Posts Tagged ‘Bhutanese happiness’

The landscape of Bhutan is beautiful–rugged mountains, green rice paddies, mango and banana groves, rhododendrons, pine forests. There are white orchids and hundreds of bird species. But it was the warm, hospitable people and their customs that thrilled us most. Happiness is a high value here.

Lhaden, girl in Bhutan, Bhutanese schoolgirl Young Lhaden was pleased to have her picture taken and to talk with us. English is the second language of Bhutan and most people, especially children, love to try it out. She told us she is the eldest of seven children and hopes to go to college, and she probably will. It’s free for all children whose grades are good. At a rural school we visited, with gifts of simple books in English, paper and pens, we were rewarded with broad smiles.

When we met the youthful monks at the Punakha Dzong monastery they laughed and posed in their red robes with saffron collars as they stood near red and gold prayer wheels. Shy and polite, they were also playful, pretending to throw one of their brethren over the monastery wall.  This lighthearted attitude is part of Bhutanese Buddhism.  The most popular figure in Bhutan’s history is a 15th century monk, Drukpa Kunley, known as Divine Mad Monk. He was known for his shocking behavior, singing and teaching in non-traditional ways.
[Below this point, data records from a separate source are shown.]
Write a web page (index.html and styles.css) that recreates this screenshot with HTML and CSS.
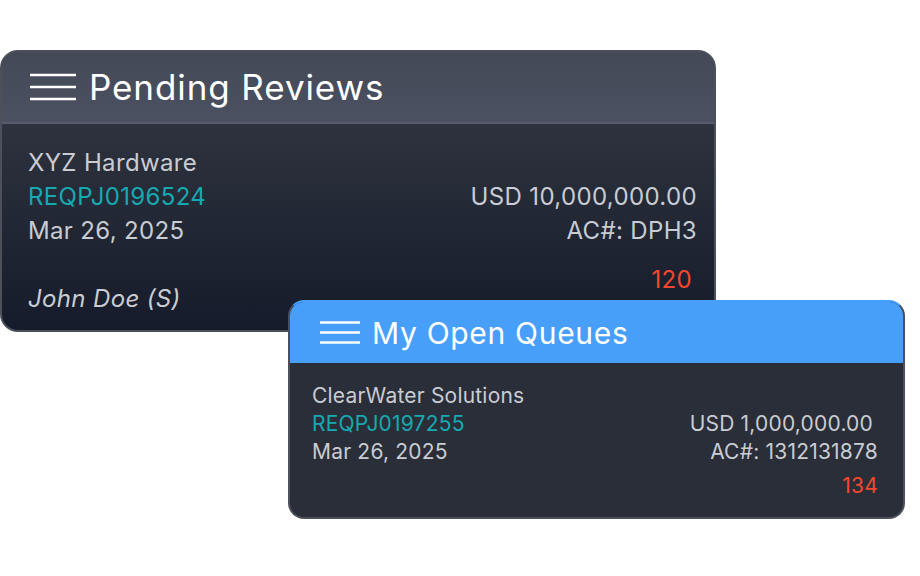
FILE: index.html
```html
<!DOCTYPE html>
<html lang="en">
<head>
    <meta charset="UTF-8">
    <meta name="viewport" content="width=device-width, initial-scale=1.0">
    <title>Queues</title>
    <link rel="stylesheet" href="styles.css">
</head>
<body>

    <div class="stage">

        <!-- Pending reviews -->
        <div class="card card-pending">
            <div class="card-head">
                <svg class="menu-icon" width="46" height="28" viewBox="0 0 46 28">
                    <path d="M0 2H46M0 14H46M0 26H46" stroke="#fff" stroke-width="2.6" fill="none"/>
                </svg>
                <span class="card-title">Pending Reviews</span>
            </div>
            <div class="card-body">
                <div class="col">
                    <div>XYZ Hardware</div>
                    <div class="ref">REQPJ0196524</div>
                    <div>Mar 26, 2025</div>
                    <div class="gap">&nbsp;</div>
                    <div class="owner">John Doe (S)</div>
                </div>
                <div class="col col-right">
                    <div>&nbsp;</div>
                    <div>USD 10,000,000.00</div>
                    <div>AC#: DPH3</div>
                    <div class="count">120</div>
                </div>
            </div>
        </div>

        <!-- My open queues -->
        <div class="card card-queues">
            <div class="card-head">
                <svg class="menu-icon" width="40" height="23" viewBox="0 0 40 23">
                    <path d="M0 1.5H40M0 11.5H40M0 21.5H40" stroke="#fff" stroke-width="2.4" fill="none"/>
                </svg>
                <span class="card-title">My Open Queues</span>
            </div>
            <div class="card-body">
                <div class="col">
                    <div>ClearWater Solutions</div>
                    <div class="ref">REQPJ0197255</div>
                    <div>Mar 26, 2025</div>
                </div>
                <div class="col col-right">
                    <div>&nbsp;</div>
                    <div class="amount">USD 1,000,000.00</div>
                    <div>AC#: 1312131878</div>
                    <div class="count">134</div>
                </div>
            </div>
        </div>

    </div>

</body>
</html>
```

FILE: styles.css
```css
body {
    margin: 0;
    background-color: #fff;
    font-family: Inter, "Liberation Sans", sans-serif;
    color: #c9ccd3;
}

.stage {
    padding-top: 50px;
}

.card {
    border: 2px solid #4b505b;
    border-radius: 18px;
    overflow: hidden;
    box-sizing: border-box;
}

.card-head {
    display: flex;
    align-items: center;
    color: #fff;
}

.card-body {
    display: flex;
    justify-content: space-between;
}

.col-right {
    text-align: right;
}

.ref {
    color: #17a9b1;
}

.owner {
    font-style: italic;
}

.count {
    color: #f5472f;
}

/* Pending reviews */
.card-pending {
    width: 716px;
    height: 282px;
    background: linear-gradient(#373b46, #151b2a);
}

.card-pending .card-head {
    height: 70px;
    padding-left: 28px;
    background: linear-gradient(#434956, #4b5161);
    border-bottom: 2px solid #565c69;
}

.card-pending .menu-icon {
    margin-right: 13px;
}

.card-pending .card-title {
    font-size: 35px;
    letter-spacing: 0.9px;
}

.card-pending .card-body {
    padding: 22px 17px 0 26px;
    font-size: 24px;
    line-height: 34px;
    letter-spacing: 0.35px;
}

.card-pending .count {
    margin-top: 15px;
    padding-right: 5px;
}

/* My open queues */
.card-queues {
    position: relative;
    width: 617px;
    height: 219px;
    margin: -32px 0 0 288px;
    border-radius: 16px;
    border-top-color: #479ffa;
    background-color: #2a2e38;
}

.card-queues .card-head {
    height: 61px;
    padding-left: 30px;
    background-color: #479ffa;
}

.card-queues .menu-icon {
    margin-right: 12px;
}

.card-queues .card-title {
    font-size: 30px;
    letter-spacing: 0.7px;
}

.card-queues .card-body {
    padding: 19px 25px 0 22px;
    font-size: 21px;
    line-height: 28px;
    letter-spacing: 0.2px;
}

.card-queues .amount {
    padding-right: 5px;
}

.card-queues .count {
    margin-top: 6px;
}
```
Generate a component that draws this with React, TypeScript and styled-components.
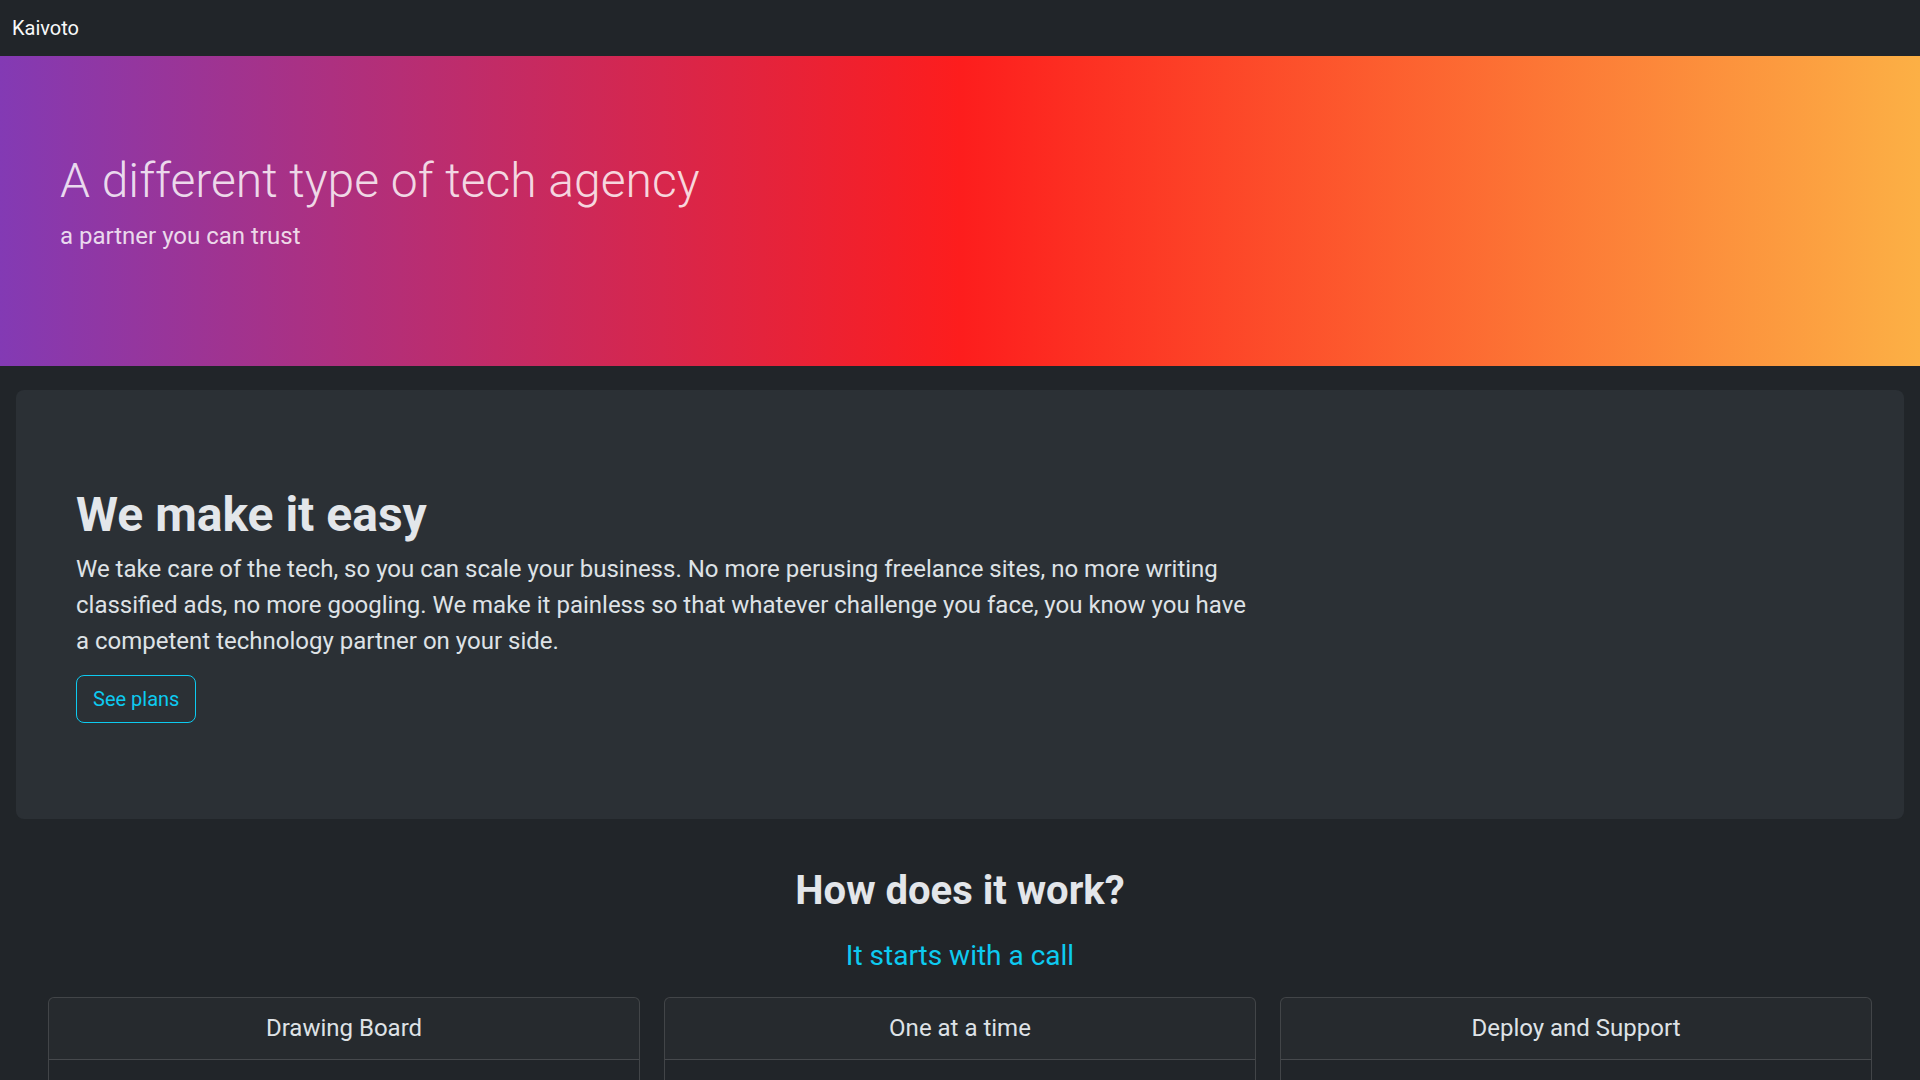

Along with icons such as the snow leopard, dragon, tiger, and garuda (a mystical bird), penises are seen everywhere in Bhutan. They’re drawn on buildings and carved in wood, often with a carved sword, which signifies the cutting away of ignorance. Our guide told us that the phallic symbol, called “thunder dorje,” stands for protection of the home, and the many legends around it stem from, who else, Divine Mad Monk. Apparently he used dorji (“thunderbolt” in Bhutanese) to subdue demonesses. Whatever the truth of the unruly behavior of Divine Mad Monk, most men adore hearing they have a thunder dorje, instead of the standard issue.

When we left, enriched by the landscape, stories, and people, Lhaden’s farewell words took on all the meaning of Bhutan: “Madam, wish you happy!”